Sashes & the secret lives of seven-year-olds
Posted on January 29th, 2013
eaches has begun making sashes.
There are two so far and in some ways they couldn’t be more conventional. They are functional extensions of the drawings she devotes herself to in her room, over-long paper belts emblazoned with a series of dogs and cats, of course. But when pressed about why she decided on making a sash of all things, she blinks and maintains that she simply doesn’t know.
What bothers me is that I don’t know. We’re not pageant people. We don’t even have cable which would at least allow for the possibility for her to have caught some of whatever promotional campaign ran in support of Toddlers and Tiaras. (That show is over, right?) There isn’t a doll in this house wearing a sash, for heaven’s sake—though to be fair, there aren’t many dolls.

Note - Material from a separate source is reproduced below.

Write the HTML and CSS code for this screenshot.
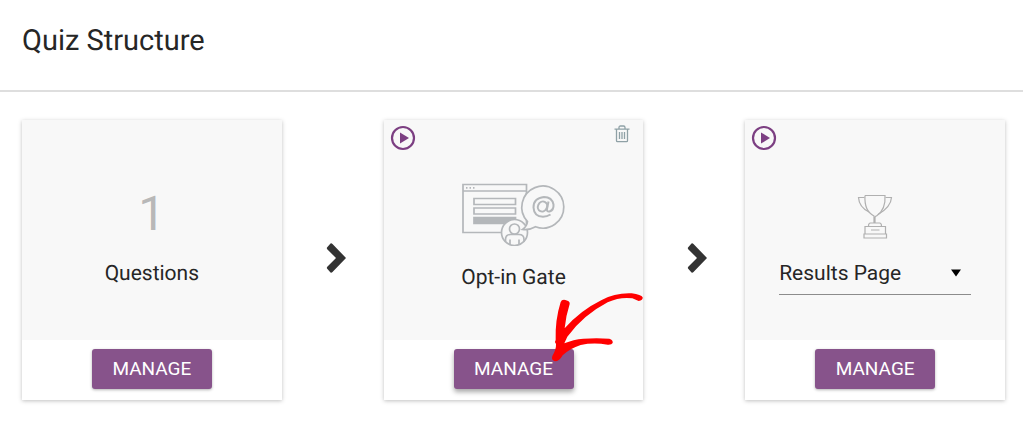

Peaches’ taste runs more to stuffies.
Sometimes I wonder if it isn’t an episode of The Simpsons from the one season we have on DVD that she managed to screen alongside her brothers. I have this vague sense that Matt Groening enjoyed putting characters in sashes on occasion (the Mayor? an animated pig once?), but short of screening all 25 episodes, I can’t be sure.
It bears repeating that our children are living their own lives and we aren’t there to witness all of it. They see things and hear things, taste things, too, that we might never have chosen to expose them to had we been given a choice. As they grow older, we’re often not included in that and that’s as it should be.
Peaches is closing in fast on eight—halfway through her third year in public school, now—and I still find myself surprised when she says something for which I have absolutely no context. It is from her world, not mine. More and more, that is the way things will be.
So I stand in the doorway of her room as she dons one of her mysterious sashes, pulling it over her head to rest on her shoulder, the line of dogs (or cats) marching down and around her hip. I’m not sure where she’s going in her head when she has it on but it has to be somewhere good.